When I went to drop them off a few weeks earlier, the church office was closed.
So they had been in my car for a few weeks now. I found a pair of sweat
pants and a polo shirt and began stripping off my female attire, tossing everything
in the backseat: high heels, blouse, skirt, pantyhose, bra, breast forms,
wigs, jewelry. I did this while cars whizzed by and wondering if a police officer
would be behind me at any moment. I can describe this feeling in one word: panic.
I am sorry to say that my language at that moment was not ladylike, as nervous
as I was. I ended up ripping off one of my bracelets (I didn't have time to fiddle
with the damn clasp, especially while wearing long nails). As I struggled into
my male clothes, I felt a little better, but I wasn't home free yet. I had nothing to
wear on my feet. No socks or shoes. And since my toenails were painted, this
presented another dilemma. I also was still wearing makeup. I grabbed
a couple of extra T-shirts in the car and began wiping it off. I would have killed
for a jar of cold cream, girls. Every now and then I would dab the end of the
shirt with some saliva. Not a pretty scene, I know, but I was somewhat desperate.
Before heading over to the gas station to call Triple A, I pushed the car about
20 yards west and into a right-hand turning lane. At least this way the car was
not blocking traffic. I also thought this would decrease the likelihood of a police officer
stopping. On the way to the gas station I got a strange look from a security guard
driving around the area in a car from a nearby company. I yelled out about my
broken down car. If he heard me, I'm sure he didn't car. I'm sure I looked
dreadful. My hair was a mess. I wasn't wearing anything on my feet.
I called Triple A and headed back to the car, tearing off my nails as best I could
and tossing them on the ground. The wrecker, I was told, would be there in
about 90 minutes. When I got back to my Taurus, I decided to cover my feet with
two T-shirts, which I tucked up into the legs of my sweat pants. Much to my surprise,
they worked pretty well. So as I sat in my car sweating, I continued to wipe my
face with a T-shirt to remove all traces of make-up. I then reached into my
glove compartment, grabbed a small bottle of car air freshener (Vanilla) and started
spraying it onto my wrists, where I had applied perfume. I rubbed it in as much as
I could with the T-shirt to try and mask the smell. Yes girls, I can hear you all laughing.

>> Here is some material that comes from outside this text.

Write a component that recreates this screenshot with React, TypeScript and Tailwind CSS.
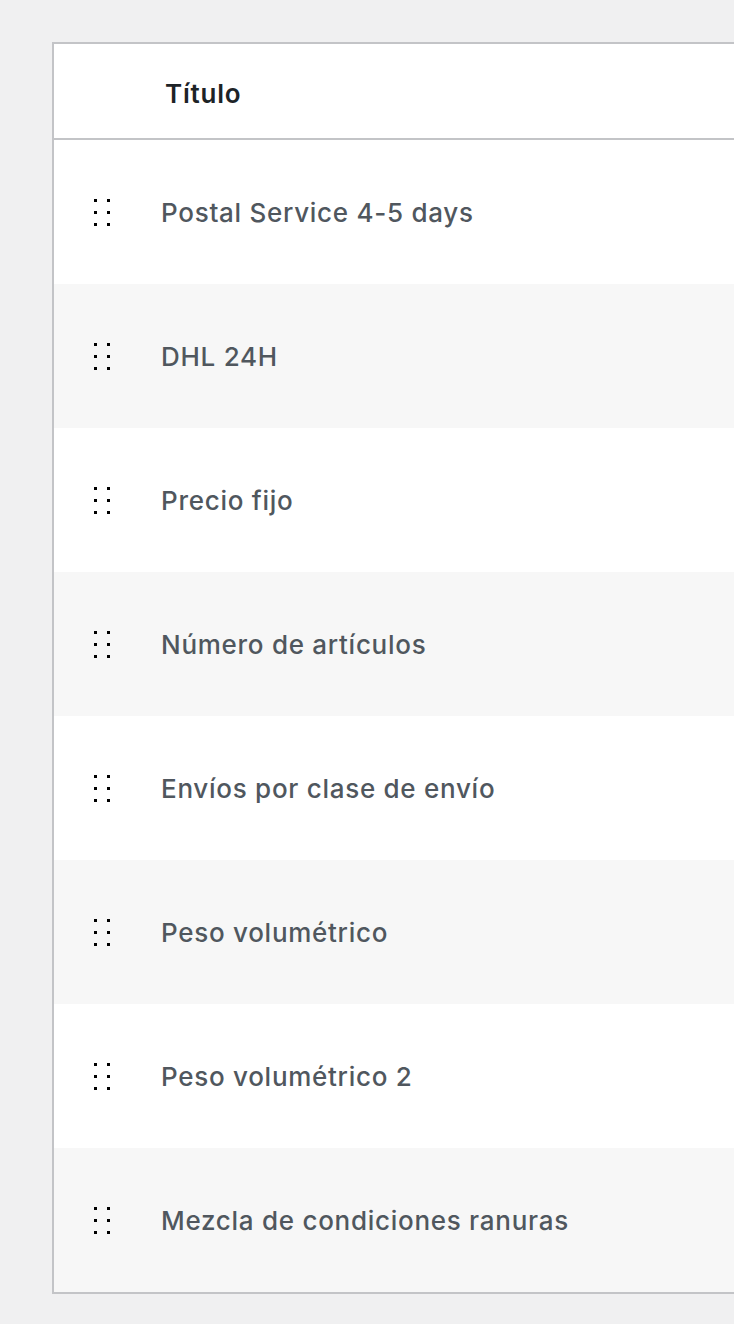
const ROWS = [
  "Postal Service 4-5 days",
  "DHL 24H",
  "Precio fijo",
  "Número de artículos",
  "Envíos por clase de envío",
  "Peso volumétrico",
  "Peso volumétrico 2",
  "Mezcla de condiciones ranuras",
];

function Grip() {
  return (
    <div className="grid grid-cols-2 gap-x-[10px] gap-y-[9px] w-[16px]">
      {Array.from({ length: 6 }).map((_, i) => (
        <span key={i} className="block w-[3px] h-[3px] bg-black" />
      ))}
    </div>
  );
}

export default function App() {
  return (
    <div
      className="min-h-[1324px] w-[734px] overflow-hidden bg-[#f0f0f1] pt-[42px] pl-[52px]"
      style={{ fontFamily: "Inter, 'Noto Sans', sans-serif" }}
    >
      <div className="w-[760px] border-2 border-[#c3c4c7] bg-white">
        {/* header */}
        <div className="flex items-center h-[96px] border-b-2 border-[#c3c4c7] pt-[4px]">
          <div className="w-[111px]" />
          <span className="text-[26px] font-semibold text-[#1d2327] tracking-[0.8px]">Título</span>
        </div>

        {ROWS.map((title, i) => (
          <div
            key={title}
            className={`flex items-center h-[144px] ${i % 2 === 1 ? "bg-[#f7f7f7]" : "bg-white"}`}
          >
            <div className="w-[107px] pl-[40px]">
              <Grip />
            </div>
            <span className="text-[26px] font-medium text-[#50575e] tracking-[0.72px]">{title}</span>
          </div>
        ))}
      </div>
    </div>
  );
}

Twenty minutes later, as I predicted, a sheriff's deputy stopped. I told him I had called
a wrecker and thought the problem was the alternator. I'm not sure if he noticed
I was wearing T-shirts around my feet. Since they were both yellow and matched,
maybe he thought they were some kind of new wave sneakers. In any event, he soon left.

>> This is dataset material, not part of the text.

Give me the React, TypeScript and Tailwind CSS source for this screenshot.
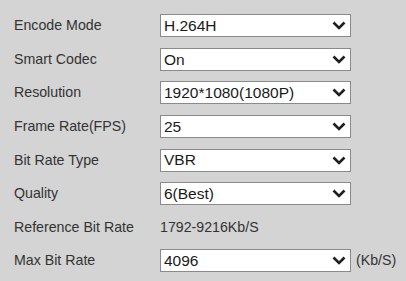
const rows = [
  { label: "Encode Mode", value: "H.264H" },
  { label: "Smart Codec", value: "On" },
  { label: "Resolution", value: "1920*1080(1080P)" },
  { label: "Frame Rate(FPS)", value: "25" },
  { label: "Bit Rate Type", value: "VBR" },
  { label: "Quality", value: "6(Best)" },
];

function Chevron() {
  return (
    <svg width="14" height="9" viewBox="0 0 14 9" className="shrink-0">
      <path d="M1.5 1.5 L7 7 L12.5 1.5" fill="none" stroke="#1f1f1f" strokeWidth="2.6" />
    </svg>
  );
}

function Select({ value }: { value: string }) {
  return (
    <div className="flex h-[23px] w-[191px] shrink-0 items-center justify-between border border-[#8a8a8a] bg-white pl-[3px] pr-[4px] text-[15.5px] text-[#1a1a1a]">
      <span className="leading-none">{value}</span>
      <Chevron />
    </div>
  );
}

export default function App() {
  return (
    <div className="h-[281px] w-[406px] bg-[#d4d4d4] pl-[14px] pt-[9px] font-['Liberation_Sans',Arial,sans-serif] text-[14.2px] text-[#333]">
      {rows.map((r) => (
        <div key={r.label} className="flex h-[33.6px] items-center">
          <div className="w-[146px] shrink-0">{r.label}</div>
          <Select value={r.value} />
        </div>
      ))}
      <div className="flex h-[33.6px] items-center">
        <div className="w-[146px] shrink-0">Reference Bit Rate</div>
        <div>1792-9216Kb/S</div>
      </div>
      <div className="flex h-[33.6px] items-center">
        <div className="w-[146px] shrink-0">Max Bit Rate</div>
        <Select value="4096" />
        <div className="ml-[5px] shrink-0">(Kb/S)</div>
      </div>
    </div>
  );
}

Triple A came 30 minutes or so later. The driver was courteous and helpful. I'm not
sure if he noticed the odd way I was dressed, but I didn't care at that point. I finally
got home to my friend's house around 3:30 a.m. I looked in the mirror and
couldn't find a trace of makeup (it's amazing what you can do with enough spit).
After taking a quick shower, I went to bed, slept until past noon and took it easy
for the rest of the entire day. What's the lesson here? For me, it's this: I'm
going to keep a male clothing emergency kit in the trunk of the car. Looking
back, I'm sure I would have survived even without those male clothes.
Come to think of it, girls, it probably would have made for a much better story.